Flex-Fuel Car Is An Oxymoron

“Renewable Fuel” is definde as E85 in the federal RFS mandate, EISA 2007.  So why doesn’t anyone make a “Renewable Fuel” car?  All we have are these bastardized Flex-Fuel vehicles that try to live in two worlds and don’t do either very well.  It all started out so car companies could get around the CAFE standards because flex-fuel vehicles had huge CAFE credits and big federal tax incentives, and when ethanol was $1 / gallon cheaper than gasoline, E85 was attractively priced even after your Yukon took a 30% mileage dive because it was just a regular gasoline engine with a big computer and bigger fuel injection rails.

Those days are gone.  But the ethanol quotas in EISA 2007 are hard coded, in ever increasing amounts, year after year until 2022.  The only way the ethanol is going to be used after about 2013 is if we have lots of cars that use E85.  So why isn’t anyone working of the design of engines that can efficiently use just E85, an engine with the high compression ratio that E85 allows and a computer that can figure the timing for that fuel.  If these engines were available for the car bodies people want, they should sell just as well as today’s cars that have engines that were never designed for ethanol.

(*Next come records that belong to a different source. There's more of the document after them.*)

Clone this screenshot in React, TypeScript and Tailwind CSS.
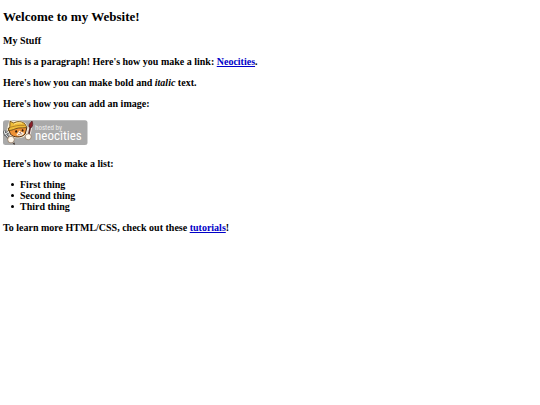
const things = ["First thing", "Second thing", "Third thing"];

//the "hosted by" badge with the cat mascot
const NeocitiesBadge = () => (
  <svg viewBox="0 0 85 26" className="block w-[85px] h-[26px]" role="img" aria-label="hosted by neocities">
    <rect x="0" y="0.2" width="84.5" height="24.8" rx="2.5" fill="#a9a9a9" />
    {/* wrench */}
    <path d="M1 10.4 L2 14 L5.4 12.2 M2.6 14.4 L7.4 20" stroke="#3e4144" strokeWidth="2.4" fill="none" />
    <path d="M1 10.4 L2 14 L5.4 12.2 M2.6 14.4 L7.4 20" stroke="#e6e8e9" strokeWidth="1.1" fill="none" />
    {/* brush */}
    <path d="M25.2 17 L27.6 6" stroke="#f4ece6" strokeWidth="3.6" />
    <path d="M25.2 17 L27.6 6" stroke="#5a2a2a" strokeWidth="1.7" />
    <path d="M26 7 C25.6 4.4 27.2 3 29 1 C30.2 3.4 29.8 5.8 28.4 7.6 Z" fill="#8b1f28" stroke="#4a1a20" strokeWidth="0.7" />
    {/* light rim round the head */}
    <path d="M7 0.8 L11 2 C14 0.8 19 0.8 22.4 4 L24.4 8.4 L23.4 13.6 C20 18.6 11 18.4 7.6 15 L4.6 9.6 Z" fill="#fff4dc" stroke="#fff4dc" strokeWidth="1.4" />
    {/* head */}
    <path d="M5.2 8.6 L7.4 14 C9.8 17.8 18.8 18.2 22.2 14 L23.8 8 L20 6 L10 5 Z" fill="#ee9236" stroke="#2e190c" strokeWidth="0.9" />
    <path d="M13.4 14.4 C14.6 13.2 15.4 12.4 16.4 10.4 C17.8 12 19.8 12 21.2 13 C19.6 16.2 15.4 16.8 13.4 14.4 Z" fill="#fff6ea" />
    <ellipse cx="13.2" cy="11.4" rx="1" ry="1.2" fill="#2a170d" />
    <ellipse cx="19.6" cy="10.4" rx="0.9" ry="1.2" fill="#2a170d" />
    <path d="M15 14.6 Q16.6 15.2 17.2 13.8 Q18.2 14.6 19.2 13.4" fill="none" stroke="#6b3c24" strokeWidth="0.6" />
    <path d="M16.2 12.2 L18 11.8 L17.2 13.2 Z" fill="#7c3024" />
    {/* hard hat with the ear poking out */}
    <path d="M7 1.2 L6.8 6.6 L5 10.4 C9 11 12 8.4 15.4 8 C18.6 7.6 21 8.2 24 7.6 L22 4 C19 1 14 1 10.8 3 Z" fill="#f0bd3a" stroke="#5c3d14" strokeWidth="0.8" />
    <path d="M6.8 7.4 C11 6.4 15 4.8 21.6 5.4" fill="none" stroke="#9c6b1c" strokeWidth="0.7" />
    <path d="M11 4.2 C13.4 2.8 16.4 2.3 19 3.2" fill="none" stroke="#ffe48a" strokeWidth="1" />
    {/* paws */}
    <circle cx="8" cy="19.6" r="3.3" fill="#fff8ec" stroke="#7c5a3c" strokeWidth="0.6" />
    <path d="M9.6 23.6 L11.8 22.6 L11.6 25 Z" fill="#3e3028" />
    <circle cx="25.2" cy="16.8" r="3" fill="#fff8ec" stroke="#7c5a3c" strokeWidth="0.6" />
    <g className="font-normal font-['Roboto_Condensed','Liberation_Sans_Narrow','DejaVu_Sans_Condensed',sans-serif]">
      <text x="32" y="9.8" fontSize="7" fill="#ececec">hosted by</text>
      <text x="32" y="19.6" fontSize="13" fill="#ffffff">neocities</text>
    </g>
  </svg>
);

const App = () => {
  return (
    <main className="flex flex-col items-start gap-2.5 px-[3px] py-[9px] bg-white text-black font-bold text-[10px] leading-[11px] font-['Liberation_Serif',serif]">
      <h1 className="text-[13px] leading-4">Welcome to my Website!</h1>
      <h2>My Stuff</h2>
      <p>
        This is a paragraph! Here's how you make a link:{" "}
        <a href="https://neocities.org" className="text-[#0000c8] underline">Neocities</a>.
      </p>
      <p>
        Here's how you can make <strong>bold</strong> and <em>italic</em> text.
      </p>
      <p>Here's how you can add an image:</p>
      <div className="pt-px pb-0.5">
        <NeocitiesBadge />
      </div>
      <p>Here's how to make a list:</p>
      <ul className="pl-2">
        {things.map((thing) => (
          <li key={thing} className="flex items-center gap-1.5 before:size-[3px] before:rounded-full before:bg-black before:content-['']">
            {thing}
          </li>
        ))}
      </ul>
      <p>
        To learn more HTML/CSS, check out these{" "}
        <a href="https://neocities.org/tutorials" className="text-[#0000c8] underline">tutorials</a>!
      </p>
    </main>
  );
};

export default App;
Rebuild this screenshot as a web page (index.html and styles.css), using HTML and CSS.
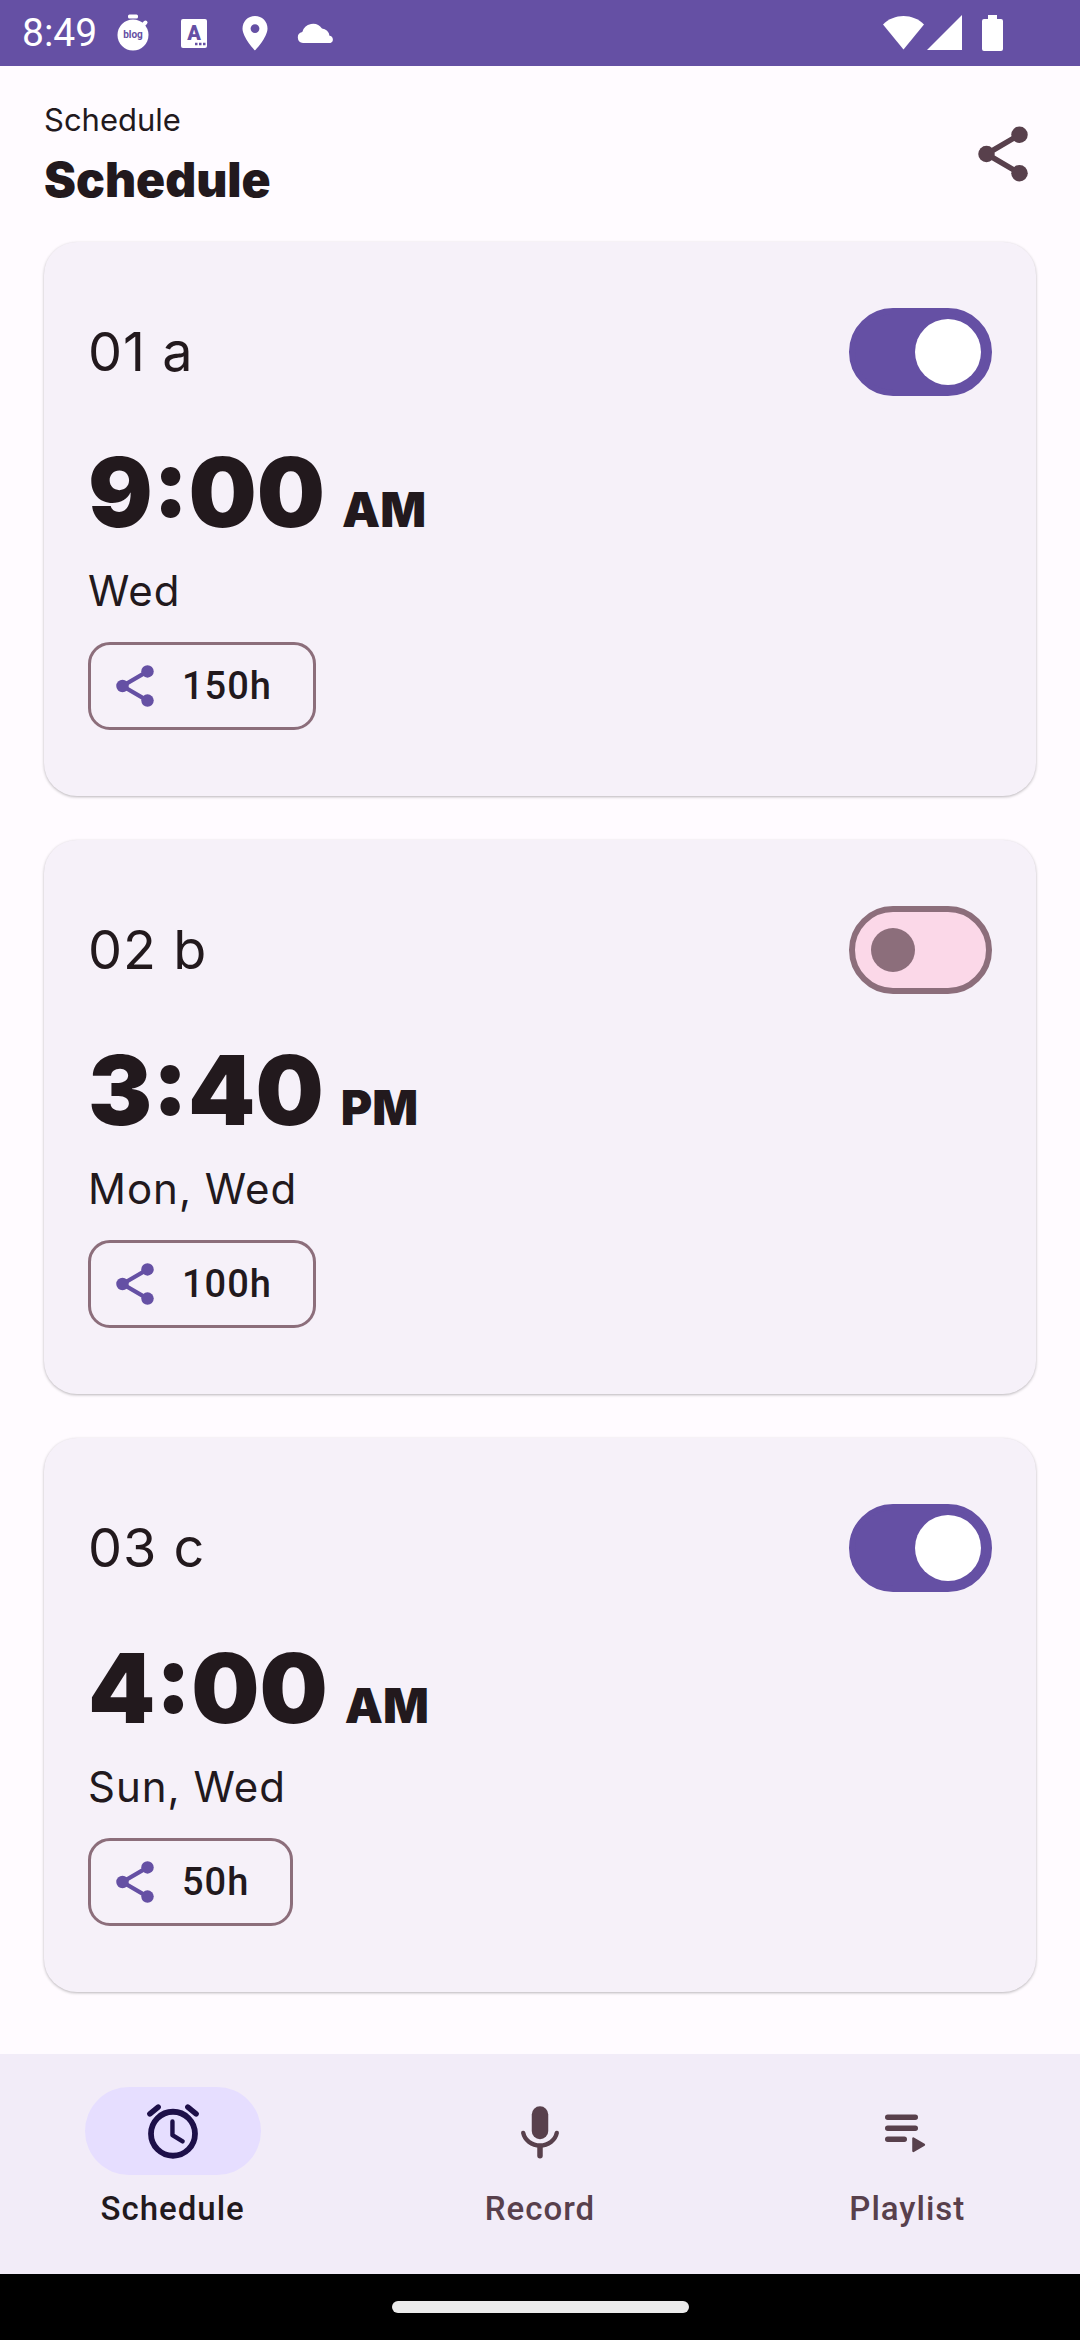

Instead of raising the blending limit for non flex-fuel cars, why isn’t the ethanol industry demanding the solution that EISA 2007 was designed to do, E85 cars and the fuel delivery infrastructure to support them.  God knows that they got an incredible number of tax incentives in EISA 2007 to do just that.  So why are they putting their money on cramming E15 down our throats for cars and engines that were never designed for “Renewable Fuel”?  With all the negative publicity, property damage, lawsuits and possible deaths when public safety devices that have engines that were never designed to run on ethanol blended gasoline fail, you would think that the ethanol industry would be working on getting E85 car engines designed and E85 fuel delivery infrastructure in place for them.